Auch China und die USA haben beispielsweise erkannt, wie bedeutend KI in Zukunft sein wird. Seit Jahren gibt es einen regelrechten Wettbewerb zwischen den USA und China im KI-Bereich, wie im Beitrag „Is China emerging as the global leader in AI“ des Harvard Business Review berichtet wird. Demnach ist China in der Forschung weltweit führend, was Veröffentlichungen und Patente im KI-Bereich betrifft. Das deutet darauf hin, dass China im Bereich der KI-gestützten Unternehmen eine führende Position einnehmen könnte. China meldet kontinuierlich mehr KI-Patente an als jedes andere Land. Im März 2019 lag die Zahl der chinesischen KI-Firmen bei 1.189 und damit an zweiter Stelle hinter den USA, die mehr als 2.000 aktive KI-Firmen haben. „Meiner Meinung nach sollte KI nicht nur für die Vereinigten Staaten und Asien bestimmt sein, denn sie ist eine existenzielle Technologie für alle“, so Beguir.

Bereits heute wird KI flächendeckend eingesetzt. In Callcentern, die Konversationssysteme für Gespräche mit Kunden nutzen, in der Biotechnologie bei Früherkennungssystemen oder im Strassenverkehr beim autonomen Fahren. Allerdings werde es dabei nicht bleiben. „Ich glaube, dass die Menschen von den Möglichkeiten, die KI-Systeme in den nächsten fünf bis zehn Jahren bieten werden, überrascht sein werden“, so Beguir. Er glaubt, dass bei Konversationssystemen, KI-gestützter Biotechnologie und KI-gestützter Mobilität zukünftig grosse Fortschritte gemacht werden. Jeder dieser Bereiche sei ein Billionen-Dollar-Markt.

Karim Beguir...
..Mitgründer und CEO, des KI-Unternehmes Insta Deep, möchte KI so einsetzen, dass möglichst viele Menschen davon einen Nutzen tragen. Das einst in Tunesien gegründete Unternehmen hat mittlerweile zehn Standorte und seinen Hauptsitz in London, wo der Gründer nun auch lebt.

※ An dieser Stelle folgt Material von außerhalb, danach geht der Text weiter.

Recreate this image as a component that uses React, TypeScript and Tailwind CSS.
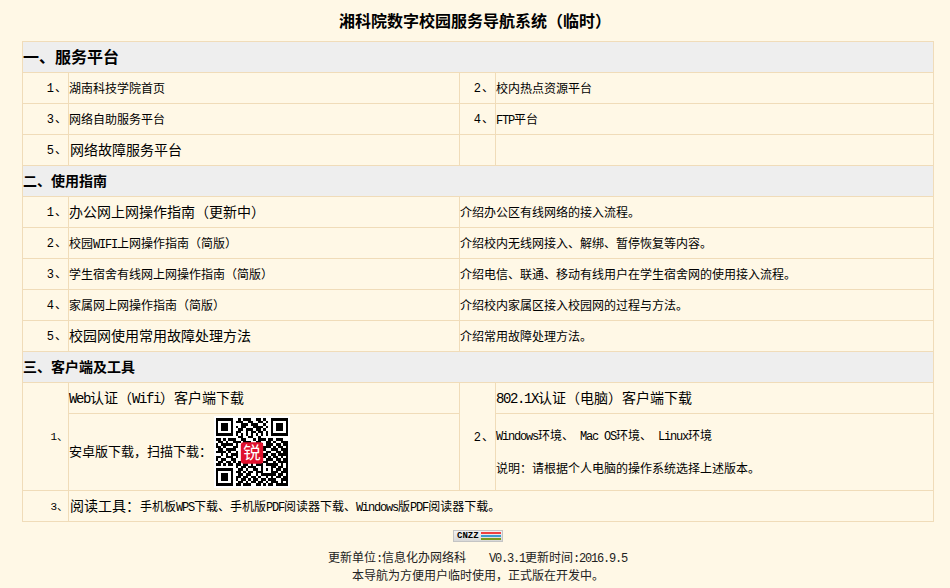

Im Laufe des Gesprächs wird deutlich, Beguir ist nicht nur Geschäftsmann, sondern KI-Fan. So sagt er, dass die Art und Weise, wie Maschinen mit Menschen sprechen können, sich stark verbessern wird. „Es wird schwer werden, die Maschine vom Menschen zu unterscheiden.“ Auch in der Biotechnologie werde sich weiterhin viel tun, insbesondere im Bereich der personalisierten Therapeutika oder Impfstoffe und bei neuen Impfstoffträgern, so Beguir. Dabei sei wichtig: „Das Ziel ist eine Zukunft, in der diese Technologien allen zugutekommen, nicht nur in wirtschaftlicher Hinsicht, sondern auch bei der Lösung vieler gesellschaftlicher Probleme und bei der Bekämpfung vieler Krankheiten“, so Beguir.